DESCRIPTION OF THE TASK =>
Report, word for word, every line of the material that contains "React".

RECORDS SHOWN =>
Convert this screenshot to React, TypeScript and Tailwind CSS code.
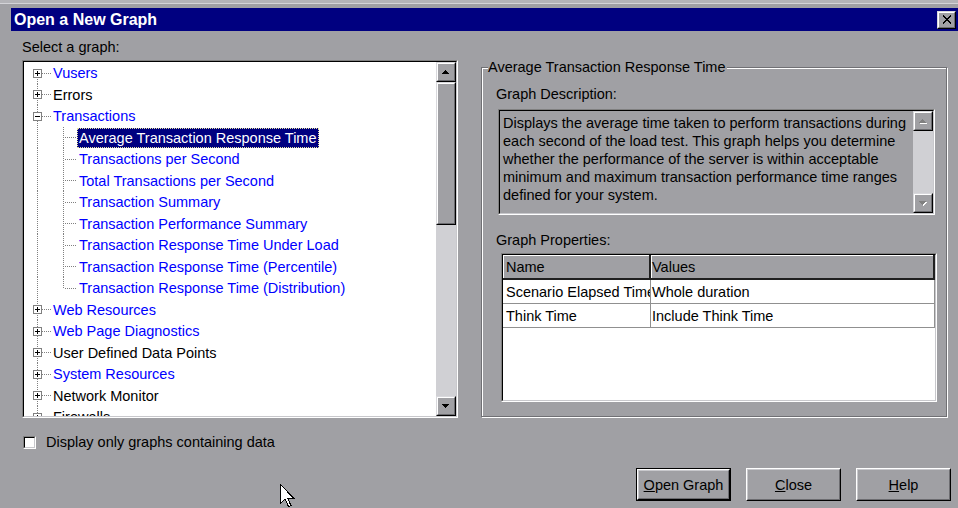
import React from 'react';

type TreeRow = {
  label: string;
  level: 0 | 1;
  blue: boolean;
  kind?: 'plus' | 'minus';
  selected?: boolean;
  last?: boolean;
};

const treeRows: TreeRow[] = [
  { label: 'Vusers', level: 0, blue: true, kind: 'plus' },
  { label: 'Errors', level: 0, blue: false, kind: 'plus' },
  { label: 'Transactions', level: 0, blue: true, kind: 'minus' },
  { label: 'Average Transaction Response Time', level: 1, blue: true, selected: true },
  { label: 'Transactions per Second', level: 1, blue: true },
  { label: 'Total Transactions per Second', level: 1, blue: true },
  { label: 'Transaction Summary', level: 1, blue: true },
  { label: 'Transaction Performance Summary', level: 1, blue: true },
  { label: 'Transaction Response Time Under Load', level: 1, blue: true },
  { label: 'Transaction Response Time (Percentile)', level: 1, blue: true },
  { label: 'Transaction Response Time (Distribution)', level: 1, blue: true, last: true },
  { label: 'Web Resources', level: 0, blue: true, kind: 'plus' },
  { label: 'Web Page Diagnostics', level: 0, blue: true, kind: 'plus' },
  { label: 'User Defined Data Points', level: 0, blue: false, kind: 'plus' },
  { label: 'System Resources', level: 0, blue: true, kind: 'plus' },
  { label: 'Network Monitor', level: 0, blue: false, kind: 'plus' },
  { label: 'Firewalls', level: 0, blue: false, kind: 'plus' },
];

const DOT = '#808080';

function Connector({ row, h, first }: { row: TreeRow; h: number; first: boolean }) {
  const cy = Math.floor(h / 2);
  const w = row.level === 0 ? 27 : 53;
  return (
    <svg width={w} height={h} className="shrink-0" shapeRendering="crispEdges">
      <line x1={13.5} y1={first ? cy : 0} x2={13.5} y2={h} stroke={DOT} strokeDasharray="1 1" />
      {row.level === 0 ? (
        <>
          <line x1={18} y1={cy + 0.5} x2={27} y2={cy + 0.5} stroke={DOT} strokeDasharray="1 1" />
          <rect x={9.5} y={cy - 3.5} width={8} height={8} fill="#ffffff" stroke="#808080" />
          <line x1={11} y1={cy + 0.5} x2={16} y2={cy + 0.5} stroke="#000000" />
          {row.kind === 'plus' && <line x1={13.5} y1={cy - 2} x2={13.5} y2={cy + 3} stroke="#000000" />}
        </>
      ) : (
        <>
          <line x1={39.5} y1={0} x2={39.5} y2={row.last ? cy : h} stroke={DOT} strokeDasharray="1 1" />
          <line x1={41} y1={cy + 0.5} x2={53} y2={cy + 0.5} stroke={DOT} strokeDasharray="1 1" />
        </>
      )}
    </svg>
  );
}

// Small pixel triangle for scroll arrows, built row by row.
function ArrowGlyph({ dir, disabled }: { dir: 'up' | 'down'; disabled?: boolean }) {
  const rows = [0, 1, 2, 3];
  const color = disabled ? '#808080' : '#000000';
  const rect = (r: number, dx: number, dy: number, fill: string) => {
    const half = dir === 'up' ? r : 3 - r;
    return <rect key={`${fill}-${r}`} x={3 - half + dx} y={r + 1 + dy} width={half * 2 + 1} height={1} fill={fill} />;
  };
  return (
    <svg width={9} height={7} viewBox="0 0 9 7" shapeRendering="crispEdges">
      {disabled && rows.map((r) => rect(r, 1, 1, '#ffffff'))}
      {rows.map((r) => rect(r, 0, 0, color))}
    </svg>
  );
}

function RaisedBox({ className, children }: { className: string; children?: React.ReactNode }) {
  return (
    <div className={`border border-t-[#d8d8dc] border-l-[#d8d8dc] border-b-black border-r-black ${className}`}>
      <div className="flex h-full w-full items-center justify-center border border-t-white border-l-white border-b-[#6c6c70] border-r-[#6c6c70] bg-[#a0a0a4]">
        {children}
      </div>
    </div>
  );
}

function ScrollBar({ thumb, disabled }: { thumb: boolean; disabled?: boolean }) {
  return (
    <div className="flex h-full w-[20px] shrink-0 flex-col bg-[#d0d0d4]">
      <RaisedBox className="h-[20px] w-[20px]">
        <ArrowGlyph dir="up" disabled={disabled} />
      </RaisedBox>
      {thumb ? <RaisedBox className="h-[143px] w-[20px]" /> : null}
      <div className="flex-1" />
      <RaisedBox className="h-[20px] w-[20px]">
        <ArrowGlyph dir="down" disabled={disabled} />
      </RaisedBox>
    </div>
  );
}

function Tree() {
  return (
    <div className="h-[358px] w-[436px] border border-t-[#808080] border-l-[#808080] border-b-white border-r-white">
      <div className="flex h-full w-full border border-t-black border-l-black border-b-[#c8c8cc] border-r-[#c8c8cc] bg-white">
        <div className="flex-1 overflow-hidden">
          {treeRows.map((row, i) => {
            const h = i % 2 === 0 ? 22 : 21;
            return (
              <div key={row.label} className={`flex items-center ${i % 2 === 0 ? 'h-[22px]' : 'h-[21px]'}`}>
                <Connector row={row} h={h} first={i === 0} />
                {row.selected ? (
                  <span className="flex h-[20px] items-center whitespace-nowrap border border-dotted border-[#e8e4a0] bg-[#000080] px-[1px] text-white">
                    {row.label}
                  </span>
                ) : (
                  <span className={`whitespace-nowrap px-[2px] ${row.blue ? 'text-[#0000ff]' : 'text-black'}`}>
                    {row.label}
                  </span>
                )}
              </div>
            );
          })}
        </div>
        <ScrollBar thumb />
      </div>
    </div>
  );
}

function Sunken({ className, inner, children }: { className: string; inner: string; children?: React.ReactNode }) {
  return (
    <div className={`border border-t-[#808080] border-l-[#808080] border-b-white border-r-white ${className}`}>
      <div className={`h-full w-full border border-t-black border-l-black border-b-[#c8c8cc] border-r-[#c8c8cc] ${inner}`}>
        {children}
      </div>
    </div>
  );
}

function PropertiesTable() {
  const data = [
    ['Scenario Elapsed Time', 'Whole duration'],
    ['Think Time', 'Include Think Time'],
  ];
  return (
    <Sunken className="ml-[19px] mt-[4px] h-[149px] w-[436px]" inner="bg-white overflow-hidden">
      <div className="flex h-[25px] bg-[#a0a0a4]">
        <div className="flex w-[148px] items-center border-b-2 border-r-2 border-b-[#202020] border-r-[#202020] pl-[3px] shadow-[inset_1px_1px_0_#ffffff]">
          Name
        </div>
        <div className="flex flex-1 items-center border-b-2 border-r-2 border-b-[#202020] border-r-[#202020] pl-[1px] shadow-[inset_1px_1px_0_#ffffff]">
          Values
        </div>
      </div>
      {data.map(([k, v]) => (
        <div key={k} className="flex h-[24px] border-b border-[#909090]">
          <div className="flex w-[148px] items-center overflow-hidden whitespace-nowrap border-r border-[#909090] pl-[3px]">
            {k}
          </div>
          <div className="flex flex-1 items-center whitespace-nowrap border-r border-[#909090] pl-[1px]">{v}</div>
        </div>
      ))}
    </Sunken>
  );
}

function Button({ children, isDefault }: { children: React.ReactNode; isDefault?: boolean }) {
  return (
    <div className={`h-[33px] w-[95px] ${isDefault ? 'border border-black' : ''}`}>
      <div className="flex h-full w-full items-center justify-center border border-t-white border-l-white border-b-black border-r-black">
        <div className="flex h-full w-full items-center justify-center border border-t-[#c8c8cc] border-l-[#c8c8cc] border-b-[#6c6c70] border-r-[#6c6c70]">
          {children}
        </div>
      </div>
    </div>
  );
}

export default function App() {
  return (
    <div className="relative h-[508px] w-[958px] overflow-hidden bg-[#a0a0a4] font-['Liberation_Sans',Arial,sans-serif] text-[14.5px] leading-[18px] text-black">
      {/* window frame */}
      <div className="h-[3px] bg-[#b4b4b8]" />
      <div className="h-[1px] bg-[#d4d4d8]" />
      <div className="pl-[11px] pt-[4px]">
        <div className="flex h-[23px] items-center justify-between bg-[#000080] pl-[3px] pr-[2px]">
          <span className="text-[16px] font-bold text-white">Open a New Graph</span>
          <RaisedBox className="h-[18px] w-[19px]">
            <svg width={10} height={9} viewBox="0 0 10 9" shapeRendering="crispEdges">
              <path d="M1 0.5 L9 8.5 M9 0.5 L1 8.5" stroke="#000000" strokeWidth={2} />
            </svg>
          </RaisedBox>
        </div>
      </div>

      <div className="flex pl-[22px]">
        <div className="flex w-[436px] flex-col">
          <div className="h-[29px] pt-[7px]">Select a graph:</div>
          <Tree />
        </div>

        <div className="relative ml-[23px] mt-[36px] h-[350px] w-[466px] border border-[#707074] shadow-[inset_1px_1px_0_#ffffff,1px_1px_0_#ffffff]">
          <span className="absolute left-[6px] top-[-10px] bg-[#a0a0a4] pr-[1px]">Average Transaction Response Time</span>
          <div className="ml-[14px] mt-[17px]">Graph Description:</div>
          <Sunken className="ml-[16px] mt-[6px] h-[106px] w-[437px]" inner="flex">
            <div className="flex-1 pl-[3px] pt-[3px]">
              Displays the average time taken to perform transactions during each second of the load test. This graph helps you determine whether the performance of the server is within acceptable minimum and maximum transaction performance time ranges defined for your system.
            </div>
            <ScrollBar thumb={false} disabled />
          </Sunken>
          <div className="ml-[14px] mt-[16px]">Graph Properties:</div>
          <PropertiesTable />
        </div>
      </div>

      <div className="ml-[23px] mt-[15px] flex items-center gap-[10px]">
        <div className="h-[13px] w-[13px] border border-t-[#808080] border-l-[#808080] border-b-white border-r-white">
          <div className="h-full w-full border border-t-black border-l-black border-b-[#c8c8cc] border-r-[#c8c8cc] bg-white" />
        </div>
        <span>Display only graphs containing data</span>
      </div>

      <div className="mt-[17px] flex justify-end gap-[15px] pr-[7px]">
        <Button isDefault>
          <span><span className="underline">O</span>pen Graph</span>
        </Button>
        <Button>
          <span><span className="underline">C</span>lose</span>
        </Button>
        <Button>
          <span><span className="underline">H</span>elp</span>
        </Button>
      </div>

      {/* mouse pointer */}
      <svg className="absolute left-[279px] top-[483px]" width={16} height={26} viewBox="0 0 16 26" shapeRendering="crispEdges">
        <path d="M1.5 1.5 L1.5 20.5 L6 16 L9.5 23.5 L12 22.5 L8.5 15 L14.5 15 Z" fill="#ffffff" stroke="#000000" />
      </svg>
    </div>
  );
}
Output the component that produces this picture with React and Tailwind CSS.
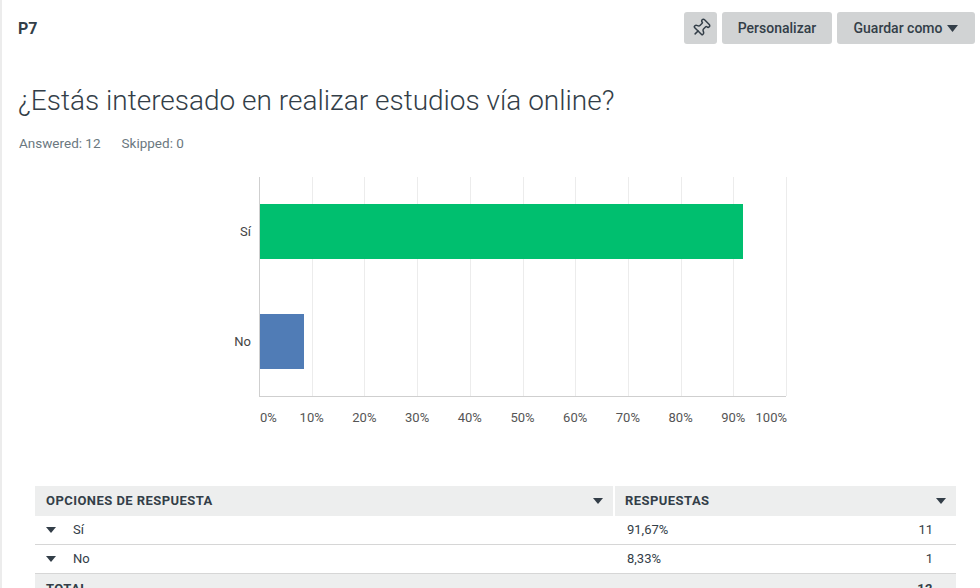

ANSWER TO THE TASK =>
Convert this screenshot to React, TypeScript and Tailwind CSS code.
import React from 'react';
function RaisedBox({ className, children }: { className: string; children?: React.ReactNode }) {
function Sunken({ className, inner, children }: { className: string; inner: string; children?: React.ReactNode }) {
function Button({ children, isDefault }: { children: React.ReactNode; isDefault?: boolean }) {
Output the component that produces this picture with React and Tailwind CSS.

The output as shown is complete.